→ Input:
* START *
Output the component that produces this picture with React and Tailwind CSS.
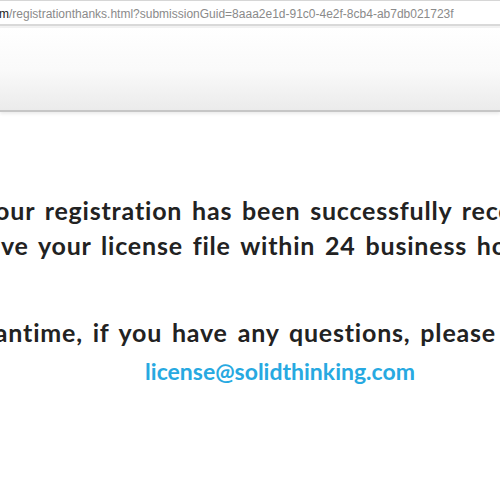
import React from 'react';

const App = () => {
  return (
    <div className="w-[500px] h-[500px] overflow-hidden bg-white">
      {/* browser address strip */}
      <div className="h-[24px] border-t border-[#d6d6d6] flex items-center pt-[3px]">
        <span className="whitespace-nowrap text-[12px] leading-none text-[#8a8a8a] font-['Liberation_Sans',Arial,sans-serif] -ml-[1px]">
          <span className="text-[#1a1a1a]">m</span>/registrationthanks.html?submissionGuid=8aaa2e1d-91c0-4e2f-8cb4-ab7db021723f
        </span>
      </div>
      <div className="h-[4px] border-t-2 border-[#d9d9d9] bg-[#f2f2f2]"></div>

      {/* site header band */}
      <div className="h-[84px] bg-gradient-to-b from-white via-[#fafafa] to-[#ebebeb] border-b-2 border-[#c6c6c6] shadow-[0_2px_3px_rgba(0,0,0,0.08)]"></div>

      {/* message */}
      <div className="w-[560px] flex flex-col items-center pt-[81px] font-['Lato',sans-serif] font-bold text-[#222222] text-[25px] leading-[35px] tracking-[0.8px] [word-spacing:3px] whitespace-nowrap">
        <p className="pr-[10px]">Your registration has been successfully received.</p>
        <p className="pr-[172px]">You will receive your license file within 24 business hours.</p>
        <p className="mt-[52px] pr-[88px]">In the meantime, if you have any questions, please contact</p>
        <a className="text-[#27a9e1] text-[23px] tracking-normal [word-spacing:0px] mt-[4px]">license@solidthinking.com</a>
      </div>
    </div>
  );
};

export default App;
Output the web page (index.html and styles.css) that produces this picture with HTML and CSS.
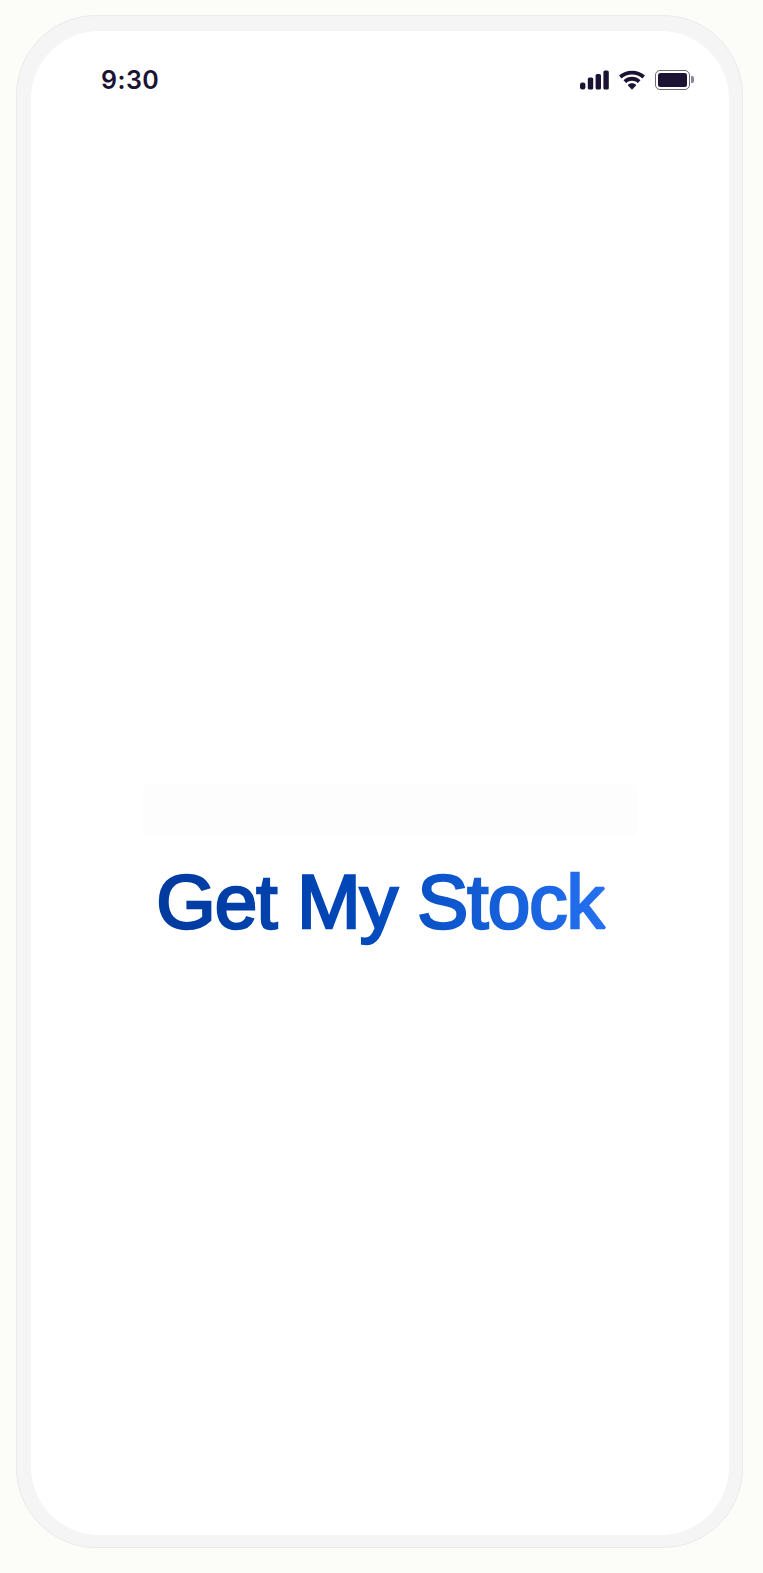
FILE: index.html
```html
<!DOCTYPE html>
<html lang="en">
<head>
<meta charset="utf-8">
<title>Get My Stock</title>
<link rel="stylesheet" href="styles.css">
</head>
<body>
<main class="device">
  <div class="screen">
    <header class="status">
      <span class="time">9:30</span>
      <div class="status-icons">
        <svg class="signal" width="29" height="20" viewBox="0 0 29 20" aria-hidden="true">
          <rect x="0" y="12.5" width="5.4" height="7" rx="2.2"/>
          <rect x="7.8" y="7.5" width="5.4" height="12" rx="1.6"/>
          <rect x="15.6" y="4" width="5.4" height="15.5" rx="1.6"/>
          <rect x="23.4" y="0.5" width="5.4" height="19" rx="1.6"/>
        </svg>
        <svg class="wifi" width="26" height="20" viewBox="0 0 26 20" aria-hidden="true">
          <path d="M1.3 7C7.8 1.2 18.2 1.2 24.7 7" />
          <path d="M5.8 11.6C10 7.8 16 7.8 20.2 11.6" />
          <path class="wifi-dot" d="M8.6 15C11.2 12.8 14.8 12.8 17.4 15L13 19.8Z" />
        </svg>
        <div class="battery"><div class="battery-fill"></div></div>
      </div>
    </header>
    <div class="splash">
      <div class="ghost"></div>
      <svg class="logo" width="480" height="94" viewBox="0 0 480 94" role="img" aria-label="Get My Stock">
        <defs>
          <linearGradient id="logo-gradient" gradientUnits="userSpaceOnUse" x1="16" y1="0" x2="464" y2="0">
            <stop offset="0" stop-color="#003a9e"/>
            <stop offset="0.45" stop-color="#0047b8"/>
            <stop offset="1" stop-color="#2470f0"/>
          </linearGradient>
        </defs>
        <text class="logo-text" x="240" y="75" text-anchor="middle">Get My Stock</text>
      </svg>
    </div>
  </div>
</main>
</body>
</html>
```
FILE: styles.css
```css
* { box-sizing: border-box; }
html, body { margin: 0; height: 100%; }
body {
  background: #fcfcf8;
  padding: 15px 20px 25px 16px;
  height: 1573px;
  overflow: hidden;
}
.device {
  height: 100%;
  background: #f5f5f6;
  border: 1px solid #ebebeb;
  border-radius: 80px;
  padding: 15px 13px 12px 14px;
}
.screen {
  height: 100%;
  background: #fff;
  border-radius: 68px;
  display: flex;
  flex-direction: column;
}
.status {
  display: flex;
  justify-content: space-between;
  align-items: center;
  padding: 35px 39px 0 70px;
  height: 62px;
}
.time {
  font: 600 25px/28px "Inter", sans-serif;
  color: #1a1333;
  letter-spacing: 0.5px;
}
.status-icons { display: flex; align-items: center; gap: 10px; }
.signal { fill: #1a1333; display: block; }
.wifi { display: block; fill: none; stroke: #1a1333; stroke-width: 3.8; }
.wifi-dot { fill: #1a1333; stroke: none; }
.battery {
  position: relative;
  width: 35px;
  height: 20px;
  border: 1.5px solid #6b6780;
  border-radius: 5px;
  padding: 2px;
}
.battery::after {
  content: "";
  position: absolute;
  right: -4.5px;
  top: 5px;
  width: 2.5px;
  height: 7px;
  background: #8b8799;
  border-radius: 0 2px 2px 0;
}
.battery-fill { height: 100%; background: #1a1333; border-radius: 2.5px; }
.splash {
  display: flex;
  flex-direction: column;
  align-items: center;
  padding-top: 690px;
}
.ghost {
  width: 494px;
  height: 52px;
  margin-left: 20px;
  background: #fdfdfd;
  border-radius: 4px;
}
.logo { margin-top: 18px; display: block; }
.logo-text {
  font: 400 76.5px "Liberation Sans", Arial, sans-serif;
  letter-spacing: -0.95px;
  fill: url(#logo-gradient);
  stroke: url(#logo-gradient);
  stroke-width: 2.6px;
  stroke-linejoin: miter;
  stroke-miterlimit: 2;
}
```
* END *
→ Exercise details:
Set down again, exactly, the lines of the material above from its first line to the one with "export default App;", inclusive. Leave the pictures out.

→ Exercise solution:
Output the component that produces this picture with React and Tailwind CSS.
import React from 'react';

const App = () => {
  return (
    <div className="w-[500px] h-[500px] overflow-hidden bg-white">
      {/* browser address strip */}
      <div className="h-[24px] border-t border-[#d6d6d6] flex items-center pt-[3px]">
        <span className="whitespace-nowrap text-[12px] leading-none text-[#8a8a8a] font-['Liberation_Sans',Arial,sans-serif] -ml-[1px]">
          <span className="text-[#1a1a1a]">m</span>/registrationthanks.html?submissionGuid=8aaa2e1d-91c0-4e2f-8cb4-ab7db021723f
        </span>
      </div>
      <div className="h-[4px] border-t-2 border-[#d9d9d9] bg-[#f2f2f2]"></div>

      {/* site header band */}
      <div className="h-[84px] bg-gradient-to-b from-white via-[#fafafa] to-[#ebebeb] border-b-2 border-[#c6c6c6] shadow-[0_2px_3px_rgba(0,0,0,0.08)]"></div>

      {/* message */}
      <div className="w-[560px] flex flex-col items-center pt-[81px] font-['Lato',sans-serif] font-bold text-[#222222] text-[25px] leading-[35px] tracking-[0.8px] [word-spacing:3px] whitespace-nowrap">
        <p className="pr-[10px]">Your registration has been successfully received.</p>
        <p className="pr-[172px]">You will receive your license file within 24 business hours.</p>
        <p className="mt-[52px] pr-[88px]">In the meantime, if you have any questions, please contact</p>
        <a className="text-[#27a9e1] text-[23px] tracking-normal [word-spacing:0px] mt-[4px]">license@solidthinking.com</a>
      </div>
    </div>
  );
};

export default App;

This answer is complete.